Altrove la crescita media è di +38,5%. Boom di contratti a tempo determinato, in Italia c’è voluto più tempo per risollevarsi dalla crisi pandemica e il 10,8% degli occupati è sotto la soglia di povertà
Come è messa l’Italia sul fronte lavoro? Male. E rispetto agli altri Paesi Ocse è l’unico che, negli ultimi 30 anni (dal 1990 al 2020) ha registrato un calo dei salari (-2,9%). Un dato allarmante, che colpisce ancora di più se raffrontato, appunto, a quel +38,5% che rappresenta la crescita media dei 36 Paesi Ocse. E’ quanto emerge dal “Rapporto Inapp 2022 – Lavoro e formazione, l’Italia di fronte alle sfide del futuro” presentato oggi alla Camera dei Deputati. Considerando i dati relativi all’ultimo trentennio, colpisce poi il dato sulla produttività che è cresciuta del 21,9%: non sembrano, dunque, aver funzionato i meccanismi di aggancio dei livelli salariali alla performance del lavoro. Nell’ultimo decennio (2010-2020), in particolare, i salari sono diminuiti dell’8,3%.
Il 10,8% degli occupati sono sotto la soglia di rischio della povertà
Non finisce qui. La situazione peggiora ancora di più se guardiamo al dato sugli occupati. I lavoratori poveri rappresentano il 10,8% del totale degli occupati, rispetto a una media Ue dell’8,8%. E’ uno degli aspetti che emergono dallo stesso rapporto. Nell’ultimo decennio (2010-2020), ad esempio, il tasso di “lavoro povero”, spiegano dall’Inapp, è stato pressoché costante con un valore medio pari a 11,3% e una distanza rispetto all’Unione europea superiore mediamente del 2,1%. L’8,7% dei lavoratori (subordinati e autonomi) percepisce una retribuzione annua lorda di meno di 10mila euro mentre solo il 26% dichiara redditi annui superiori a 30mila euro, valori molto bassi se comparati con quelli degli altri lavoratori europei. Se consideriamo il 40% dei lavoratori con reddito più basso, il 12% non è in grado di provvedere autonomamente ad una spesa improvvisa, (quindi non ha risparmi o capacità di ottenere credito), il 20% riesce a fronteggiare spese fino a 300 euro e il 28% spese fino a 800 euro. Quasi uno su tre ha dovuto posticipare cure mediche.
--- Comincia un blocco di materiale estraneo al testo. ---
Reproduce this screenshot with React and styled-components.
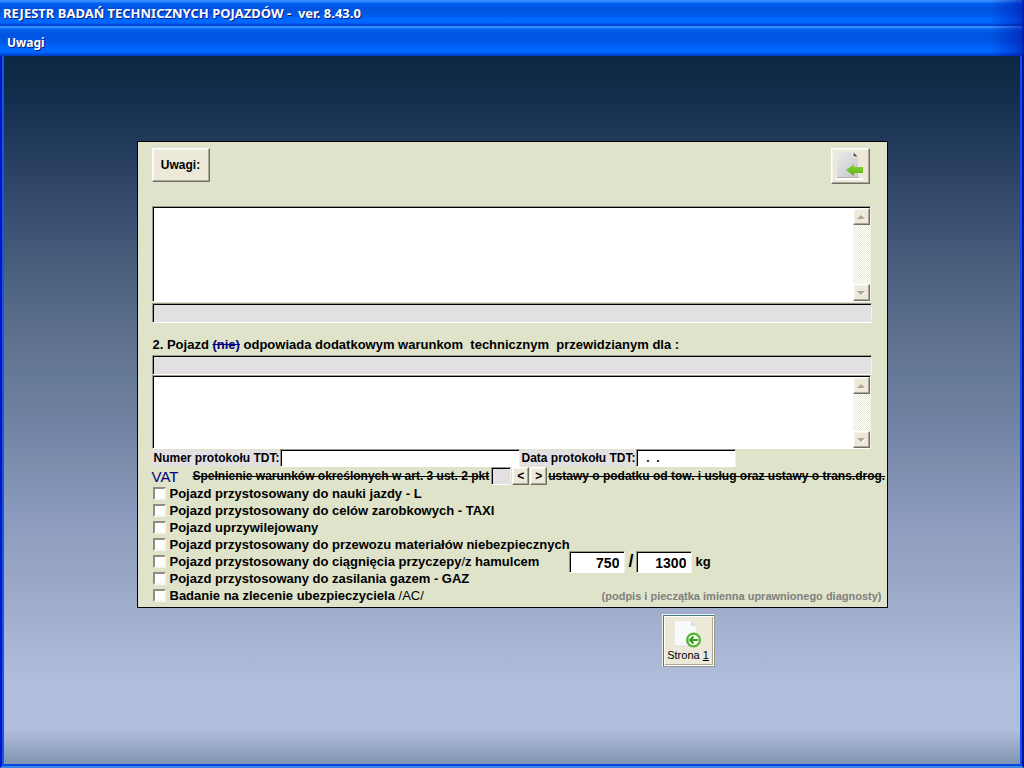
import React, { useState } from 'react';
import styled, { createGlobalStyle } from 'styled-components';

const GlobalStyle = createGlobalStyle`
    * { box-sizing: border-box; }

    body {
        margin: 0;
        font-family: "Liberation Sans", Arial, sans-serif;
        font-size: 12px;
        color: #000;
    }

    button, input, textarea { font-family: inherit; }
`;

const Window = styled.div`
    display: flex;
    flex-direction: column;
    min-height: 100vh;
    background: #0a4ce0;
`;

const TitleBar = styled.header`
    display: flex;
    align-items: center;
    height: ${({ $inner }) => ($inner ? 30 : 26)}px;
    padding: ${({ $inner }) => ($inner ? '4px 7px 0' : '0 3px')};
    background:
        linear-gradient(to right, transparent calc(100% - 34px), rgba(0, 20, 170, 0.55) calc(100% - 3px), #0018a0),
        linear-gradient(to bottom, #3b94ff 0, #2c84ff 2px, #0062f0 3px, #0054e0 8px, #0056e6 50%, #0068ff 75%, #0066ff 88%, #0048d8 94%, #0040cc 100%);

    h1, h2 {
        margin: 0;
        font-family: "Noto Sans", sans-serif;
        font-size: ${({ $inner }) => ($inner ? 12 : 13)}px;
        font-weight: bold;
        line-height: 16px;
        white-space: pre;
        color: #fff;
        text-shadow: 1px 1px 0 #0a1a80;
    }
`;

const Desktop = styled.main`
    flex: 1;
    display: flex;
    flex-direction: column;
    align-items: center;
    gap: 6px;
    padding: 85px 16px 16px;
    border: 2px solid;
    border-top: 0;
    border-color: #0014c4 #00109c #3a86e0 #0014c4;
    box-shadow: inset 2px 0 0 #0b58ec, inset -2px 0 0 #0b50ec, inset 0 -2px 0 #0048e8;
    background: linear-gradient(to bottom, #0c2844 0%, #0f2b48 4%, #21395a 12%, #344a6a 20%, #465a7a 28%, #5e7290 40%, #6d80a0 50%, #8c9bbd 65%, #a0adcc 78%, #b0bddb 88%, #b0bddb 95%, #7b92ae 100%);
`;

const Panel = styled.form`
    width: 100%;
    max-width: 751px;
    padding: 6px 0 3px 14px;
    border: 1px solid #000;
    background: #dee3ca;
`;

const PanelHead = styled.div`
    display: flex;
    justify-content: space-between;
    align-items: flex-start;
    padding-right: 17px;
    margin-bottom: 22px;
`;

const Button = styled.button`
    display: flex;
    align-items: center;
    justify-content: center;
    padding: 0;
    width: ${({ $width }) => $width}px;
    height: ${({ $height }) => $height}px;
    border: 1px solid;
    border-color: #fff #716f64 #716f64 #fff;
    box-shadow: inset -1px -1px 0 #aca899, inset 1px 1px 0 #f6f4ec;
    background: #ece9d8;
    font-size: 12px;
    font-weight: bold;
    color: #000;
`;

const Sunken = styled.div`
    display: flex;
    height: ${({ $height }) => $height}px;
    margin-right: 16px;
    padding: 1px 0 0 1px;
    border: 1px solid;
    border-color: #9a9788 #f4f2e6 #fff #9a9788;
    box-shadow: inset 1px 1px 0 #000;
    background: #fff;
`;

const Memo = styled.textarea`
    flex: 1;
    min-width: 0;
    padding: 2px 4px;
    border: 0;
    outline: 0;
    resize: none;
    background: #fff;
    font-size: 13px;
`;

const ScrollTrack = styled.div`
    display: flex;
    flex-direction: column;
    justify-content: space-between;
    width: 17px;
    background: repeating-conic-gradient(#fff 0 25%, #ece9d8 0 50%) 0 0 / 2px 2px;
`;

const Field = styled.input`
    width: ${({ $width }) => ($width ? `${$width}px` : '100%')};
    height: ${({ $height }) => $height || 20}px;
    padding: 0 3px;
    border: 1px solid;
    border-color: #9a9788 #f4f2e6 #fff #9a9788;
    outline: 0;
    box-shadow: inset 1px 1px 0 #000;
    background: ${({ $grey }) => ($grey ? '#e3e0e3' : '#fff')};
    font-size: ${({ $big }) => ($big ? 14 : 12)}px;
    font-weight: bold;
    text-align: ${({ $big }) => ($big ? 'right' : 'left')};
    white-space: pre;
`;

const WeightField = styled(Field)`
    padding: 2px 5px 0 3px;
`;

const Bar = styled.div`
    display: flex;
    margin: ${({ $top }) => $top || 0}px 15px 0 0;
`;

const Question = styled.p`
    margin: 14px 0 2px;
    padding-left: 1px;
    font-size: 13px;
    font-weight: bold;
    line-height: 16px;
    white-space: pre-wrap;

    del { color: #000080; }
`;

const ProtocolRow = styled.div`
    display: flex;
    align-items: center;
    height: 18px;

    label {
        padding: 0 0 0 2px;
        background: #e3e0e3;
        font-weight: bold;
        line-height: 16px;
    }
`;

const VatRow = styled.div`
    display: flex;
    align-items: center;
    height: 18px;
    white-space: nowrap;

    strong {
        width: 41px;
        font-size: 15px;
        font-weight: normal;
        color: #000080;
    }

    del {
        font-size: 12px;
        font-weight: bold;
    }
`;

const VatSteps = styled.div`
    display: flex;
    gap: 1px;
    margin: 0 1px 0 2px;
`;

const Options = styled.div`
    display: grid;
    grid-auto-rows: 17px;
`;

const Option = styled.div`
    display: flex;
    align-items: center;
    font-size: 13px;
    font-weight: bold;

    > label {
        display: flex;
        align-items: center;
        gap: 4px;
    }
`;

const Light = styled.span`
    font-weight: normal;
`;

const Checkbox = styled.input`
    appearance: none;
    width: 13px;
    height: 13px;
    margin: 0 0 0 1px;
    border: 2px solid;
    border-color: #8f8c80 #f6f4ec #f6f4ec #8f8c80;
    background: #fff;

    &:checked { background: #333; }
`;

const Weights = styled.div`
    display: flex;
    align-items: center;
    gap: 3px;
    margin-left: 30px;
`;

const Slash = styled.span`
    font-size: 18px;
    line-height: 17px;
`;

const Signature = styled.span`
    margin-left: auto;
    padding-right: 5px;
    font-size: 11px;
    color: #808080;
`;

const Footer = styled.div`
    display: flex;
    justify-content: flex-end;
    width: 100%;
    max-width: 751px;
    padding-right: 173px;
`;

const PageButton = styled(Button)`
    flex-direction: column;
    padding-bottom: 2px;
    border-color: #f4f2e6 #9a9788 #9a9788 #f4f2e6;
    box-shadow: inset 1px 1px 0 #3c7f8c, inset 2px 2px 0 #fff, inset -1px -1px 0 #fff, inset -2px -2px 0 #aca899;
    font-size: 11px;
    font-weight: normal;
`;

const ExitIcon = () => (
    <svg width="30" height="30" viewBox="0 0 30 30" aria-hidden="true">
        <defs>
            <linearGradient id="sheet" x1="0" y1="0" x2="1" y2="1">
                <stop offset="0" stopColor="#ececec" />
                <stop offset="0.6" stopColor="#d4d4d8" />
                <stop offset="1" stopColor="#c6c6ca" />
            </linearGradient>
            <linearGradient id="arrow" x1="0" y1="0" x2="0" y2="1">
                <stop offset="0" stopColor="#8cd83c" />
                <stop offset="1" stopColor="#58b010" />
            </linearGradient>
        </defs>
        <path d="M2 1H18L23 6V27H2Z" fill="url(#sheet)" />
        <path d="M1 28H28" stroke="#fff" strokeWidth="2" />
        <path d="M2 26.500H24" stroke="#b4b4b6" />
        <path d="M18 1L23 6H18Z" fill="#4c4c50" />
        <path d="M18 1V6H23" fill="none" stroke="#fff" />
        <path d="M11 19L19 13V16H28V22H19V25Z" fill="url(#arrow)" />
    </svg>
);

const PageIcon = () => (
    <svg width="28" height="30" viewBox="0 0 28 30" aria-hidden="true">
        <path d="M1 2H17L22 7V27H1Z" fill="#f7f9fb" />
        <path d="M17 2L22 7H17Z" fill="#d5dae2" />
        <path d="M1 27H20" stroke="#dde1e4" />
        <circle cx="19.500" cy="21" r="7.500" fill="#52b430" />
        <circle cx="19.500" cy="21" r="5.200" fill="#fff" />
        <path d="M24 21H17M19.500 17.500L16 21L19.500 24.500" fill="none" stroke="#389c20" strokeWidth="2.200" />
    </svg>
);

const Triangle = ({ down }) => (
    <svg width="9" height="6" viewBox="0 0 9 6" aria-hidden="true">
        <path d={down ? 'M2 2H9L5.500 5.500Z' : 'M2 6H9V5Z'} fill="#fff" />
        <path d={down ? 'M0 1H8L4 5Z' : 'M0 5H8L4 1Z'} fill="#aca899" />
    </svg>
);

const MemoBox = ({ label, height }) => (
    <Sunken $height={height}>
        <Memo aria-label={label} />
        <ScrollTrack>
            <Button type="button" $width={17} $height={17} aria-label="W górę"><Triangle /></Button>
            <Button type="button" $width={17} $height={17} aria-label="W dół"><Triangle down /></Button>
        </ScrollTrack>
    </Sunken>
);

const options = [
    { id: 'nauka', text: 'Pojazd przystosowany do nauki jazdy - L' },
    { id: 'taxi', text: 'Pojazd przystosowany do celów zarobkowych - TAXI' },
    { id: 'uprz', text: 'Pojazd uprzywilejowany' },
    { id: 'niebezp', text: 'Pojazd przystosowany do przewozu materiałów niebezpiecznych' },
    { id: 'hak', text: <>Pojazd przystosowany do ciągnięcia przyczepy<Light>/</Light>z hamulcem</>, weights: true },
    { id: 'gaz', text: 'Pojazd przystosowany do zasilania gazem - GAZ' },
    { id: 'ac', text: <>Badanie na zlecenie ubezpieczyciela <Light>/AC/</Light></>, signature: true },
];

const App = () => {
    const [checked, setChecked] = useState({});

    const toggle = (id) => setChecked({ ...checked, [id]: !checked[id] });

    return (
        <Window>
            <GlobalStyle />
            <TitleBar><h1>REJESTR BADAŃ TECHNICZNYCH POJAZDÓW -  ver. 8.43.0</h1></TitleBar>
            <TitleBar $inner><h2>Uwagi</h2></TitleBar>
            <Desktop>
                <Panel>
                    <PanelHead>
                        <Button type="button" $width={58} $height={34}>Uwagi:</Button>
                        <Button type="button" $width={39} $height={36} aria-label="Wyjście"><ExitIcon /></Button>
                    </PanelHead>
                    <MemoBox label="Uwagi" height={96} />
                    <Bar $top={1}><Field $grey aria-label="Uwagi, wiersz" /></Bar>
                    <Question>2. Pojazd <del>(nie)</del> odpowiada dodatkowym warunkom  technicznym  przewidzianym dla :</Question>
                    <Bar><Field $grey aria-label="Warunki, wiersz" /></Bar>
                    <MemoBox label="Warunki dodatkowe" height={74} />
                    <ProtocolRow>
                        <label htmlFor="numer">Numer protokołu TDT:</label>
                        <Field id="numer" $width={240} $height={18} />
                        <label htmlFor="data">Data protokołu TDT:</label>
                        <Field id="data" $width={100} $height={18} defaultValue="  .  ." />
                    </ProtocolRow>
                    <VatRow>
                        <strong>VAT</strong>
                        <del>Spełnienie warunków określonych w art. 3 ust. 2 pkt </del>
                        <VatSteps>
                            <Field $grey $width={20} $height={18} aria-label="Punkt" />
                            <Button type="button" $width={17} $height={18}>&lt;</Button>
                            <Button type="button" $width={17} $height={18}>&gt;</Button>
                        </VatSteps>
                        <del>ustawy o podatku od tow. i usług oraz ustawy o trans.drog.</del>
                    </VatRow>
                    <Options>
                        {options.map(({ id, text, weights, signature }) => (
                            <Option key={id}>
                                <label>
                                    <Checkbox type="checkbox" checked={!!checked[id]} onChange={() => toggle(id)} />
                                    <span>{text}</span>
                                </label>
                                {weights && (
                                    <Weights>
                                        <WeightField $big $width={56} $height={22} aria-label="Bez hamulca" defaultValue="750" />
                                        <Slash>/</Slash>
                                        <WeightField $big $width={56} $height={22} aria-label="Z hamulcem" defaultValue="1300" />
                                        <span>kg</span>
                                    </Weights>
                                )}
                                {signature && <Signature>(podpis i pieczątka imienna uprawnionego diagnosty)</Signature>}
                            </Option>
                        ))}
                    </Options>
                </Panel>
                <Footer>
                    <PageButton type="button" $width={53} $height={53}>
                        <PageIcon />
                        <span>Strona <u>1</u></span>
                    </PageButton>
                </Footer>
            </Desktop>
        </Window>
    );
};

export default App;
In Italia tasso di occupazione ai livelli pre crisi in 18 mesi
Altro aspetto: in Italia ci è voluto più tempo rispetto agli altri Paesi per raddrizzare il tasso di occupazione sceso nel corso della pandemia: scivolato in basso di circa due punti percentuali, dal 58,8 al 56,8% all’inizio della crisi dovuta al Covid, ha ripreso a crescere solo nel 2021 e ha impiegato 18 mesi per tornare ai livelli pre-crisi. Nei Paesi Ocse la risalita era già consistente nel secondo trimestre 2020 e si è completata in 15 mesi. Nel 2021 sono stati 11.284.591 le nuove assunzioni, con prevalenza della componente maschile: 54% contro il 46% per le donne.
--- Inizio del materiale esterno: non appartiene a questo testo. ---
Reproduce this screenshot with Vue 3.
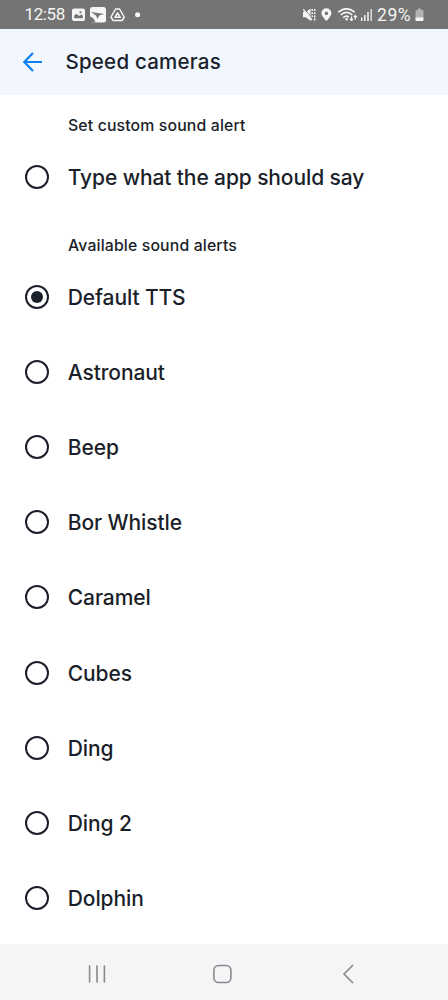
<script setup>
import { ref } from 'vue'

const custom = 'Type what the app should say'
const sounds = ['Default TTS', 'Astronaut', 'Beep', 'Bor Whistle', 'Caramel', 'Cubes', 'Ding', 'Ding 2', 'Dolphin']
const selected = ref('Default TTS')
</script>

<template>
  <div class="screen">
    <div class="status">
      <span class="clock">12:58</span>
      <svg class="left-icons" width="76" height="29" viewBox="0 0 76 29">
        <path fill="#f6f6f6" fill-rule="evenodd" d="M4 8.500h9q2 0 2 2v8.500q0 2-2 2H4q-2 0-2-2v-8.500q0-2 2-2zM4.200 18.300h8.600v-2.800l-1.700-1-2 1.500-2.600-2.300-2.300 1.800zM9.500 11.300h2v2h-2z" />
        <path fill="#f6f6f6" d="M22.500 7h11q2.500 0 2.500 2.500V20q0 2.500-2.500 2.500h-11q-2.500 0-2.500-2.500V9.500Q20 7 22.500 7z" />
        <path fill="#747474" d="M21 12l13.500 2-5 1.300-2.200 3.700-1-3.200zM20 16.500q4 1 5.500 6H20z" />
        <path fill="none" stroke="#f6f6f6" stroke-width="1.500" stroke-linejoin="round" d="M45.600 9h4l4.600 8-2.100 3.500h-9l-2.100-3.500zM47.600 13l2.700 4.300h-5.400z" />
        <circle cx="67.600" cy="14.800" r="2.500" fill="#f6f6f6" />
      </svg>
      <svg class="right-icons" width="74" height="29" viewBox="0 0 74 29">
        <path fill="#f6f6f6" d="M1 12h3l4.500-3.500v12.500L4 17.300H1z" />
        <path fill="none" stroke="#747474" stroke-width="1" d="M2.300 8.800l8.400 10" />
        <path fill="none" stroke="#f6f6f6" stroke-width="1.300" d="M1.300 9.500L10 20" />
        <path fill="none" stroke="#f6f6f6" stroke-width="1.500" stroke-dasharray="2 1.200" d="M10.200 9v8M12.700 9v12" />
        <path fill="#f6f6f6" fill-rule="evenodd" d="M24.400 8.300a5 5 0 0 1 5 5q0 2.700-5 7.700-5-5-5-7.700a5 5 0 0 1 5-5zm0 3.300a1.700 1.700 0 1 0 .01 0z" />
        <g fill="none" stroke="#f6f6f6" stroke-width="1.700">
          <path d="M36.300 12.200q8.200-6.900 16.400 0M38.700 14.900q5.800-5 11.600 0M41.200 17.600q3-2.500 5.700-.5" />
          <path stroke-width="1.200" d="M49.500 16.500v4m-1.500-1.500l1.500 1.500 1.500-1.500M53.300 19.500v-4m-1.500 1.500l1.500-1.500 1.500 1.500" />
        </g>
        <path fill="#f6f6f6" d="M43 19l1.700-1.300 1.500 1.300-1.500 2z" />
        <path stroke="#f6f6f6" stroke-width="1.500" d="M59.700 17.500V21M62.800 15v6M66 12v9" />
        <path stroke="#dedede" stroke-width="1.500" d="M69.200 9v12" />
      </svg>
      <span class="percent">29%</span>
      <svg class="battery" width="12" height="29" viewBox="0 0 12 29">
        <path fill="#b3b3b3" d="M3 8.500h3V10h1.500q1 0 1 1v7H.5v-7q0-1 1-1H3z" />
        <path fill="#f8f8f8" d="M.5 17.500h8V20q0 1-1 1h-6q-1 0-1-1z" />
      </svg>
    </div>

    <header class="header">
      <svg class="back" width="22" height="22" viewBox="0 0 22 22">
        <path d="M20 11H3M11 2L2.300 11l8.700 9" />
      </svg>
      <h1>Speed cameras</h1>
    </header>

    <main class="content">
      <h2>Set custom sound alert</h2>
      <div class="row wide" @click="selected = custom">
        <i class="radio" :class="{ on: selected === custom }"></i>
        <span>{{ custom }}</span>
      </div>
      <h2 class="second">Available sound alerts</h2>
      <div v-for="s in sounds" :key="s" class="row" @click="selected = s">
        <i class="radio" :class="{ on: selected === s }"></i>
        <span>{{ s }}</span>
      </div>
    </main>

    <nav class="nav">
      <svg width="448" height="56" viewBox="0 0 448 56">
        <g fill="none" stroke="#89898b" stroke-width="1.600">
          <path stroke-linecap="round" d="M89.600 22v16M97 22v16M104.400 22v16" />
          <rect x="213.900" y="21.500" width="17" height="17" rx="4.800" />
          <path d="M353 21l-9 9 9 9" />
        </g>
      </svg>
    </nav>
  </div>
</template>

<style scoped>
.screen {
  width: 448px;
  height: 1000px;
  display: flex;
  flex-direction: column;
  overflow: hidden;
  background: #fff;
  color: #1b1f2a;
  font-family: Inter, "Liberation Sans", sans-serif;
}
.status {
  height: 29px;
  flex: none;
  display: flex;
  align-items: center;
  background: #747474;
  color: #f6f6f6;
  font-family: Roboto, sans-serif;
  font-size: 17px;
}
.clock {
  width: 45.500px;
  margin-left: 24.500px;
  line-height: 29px;
  letter-spacing: -0.4px;
}
.left-icons { flex: none; }
.right-icons { flex: none; margin-left: 156px; }
.percent {
  width: 36px;
  margin-left: 1px;
  line-height: 30px;
  font-size: 17.500px;
  letter-spacing: 0.6px;
}
.battery { margin-left: 1.500px; flex: none; }
.header {
  height: 65.500px;
  flex: none;
  display: flex;
  align-items: center;
  background: #f1f6ff;
}
.back {
  margin-left: 22px;
  fill: none;
  stroke: #0c7ff2;
  stroke-width: 2.200;
}
h1 {
  margin: 0 0 0 21.500px;
  font-size: 20.500px;
  font-weight: 500;
  letter-spacing: 0.22px;
  white-space: nowrap;
}
.content {
  flex: 1;
  min-height: 0;
  padding-top: 21px;
}
h2 {
  height: 20px;
  margin: 0 0 0 68px;
  font-size: 15.800px;
  line-height: 20px;
  font-weight: 450;
  letter-spacing: 0.15px;
  white-space: nowrap;
}
.second { margin-top: 20.500px; }
.row {
  height: 75.150px;
  display: flex;
  align-items: center;
  font-size: 21px;
  font-weight: 500;
  letter-spacing: -0.11px;
  white-space: nowrap;
}
.row span { padding-top: 1px; }
.wide { height: 83px; margin-bottom: -3.500px; }
.second + .row { margin-top: 3.800px; }
.radio {
  box-sizing: border-box;
  width: 24px;
  height: 24px;
  flex: none;
  display: grid;
  place-items: center;
  margin: 0 18.500px 0 25.300px;
  border: 2.200px solid #1b1f2a;
  border-radius: 50%;
}
.radio.on::after {
  content: "";
  width: 12px;
  height: 12px;
  border-radius: 50%;
  background: #1b1f2a;
}
.nav {
  height: 56px;
  flex: none;
  background: #f5f5f8;
}
.nav svg { display: block; }
</style>

<style>
body { margin: 0; background: #fff; }
</style>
Boom del tempo determinato
E adesso? Terminata l’emergenza Covid-19 il mercato del lavoro appare ancora intrappolato nella precarietà: dei nuovi contratti attivati nel 2021 sette su dieci sono a tempo determinato, il part time involontario coinvolge l’11,3% dei lavoratori (contro una media Ocse del 3,2%), solo il 35-40% dei lavoratori atipici passa nell’arco di tre anni ad impieghi stabili, i lavoratori poveri rappresentano ormai il 10,8% del totale.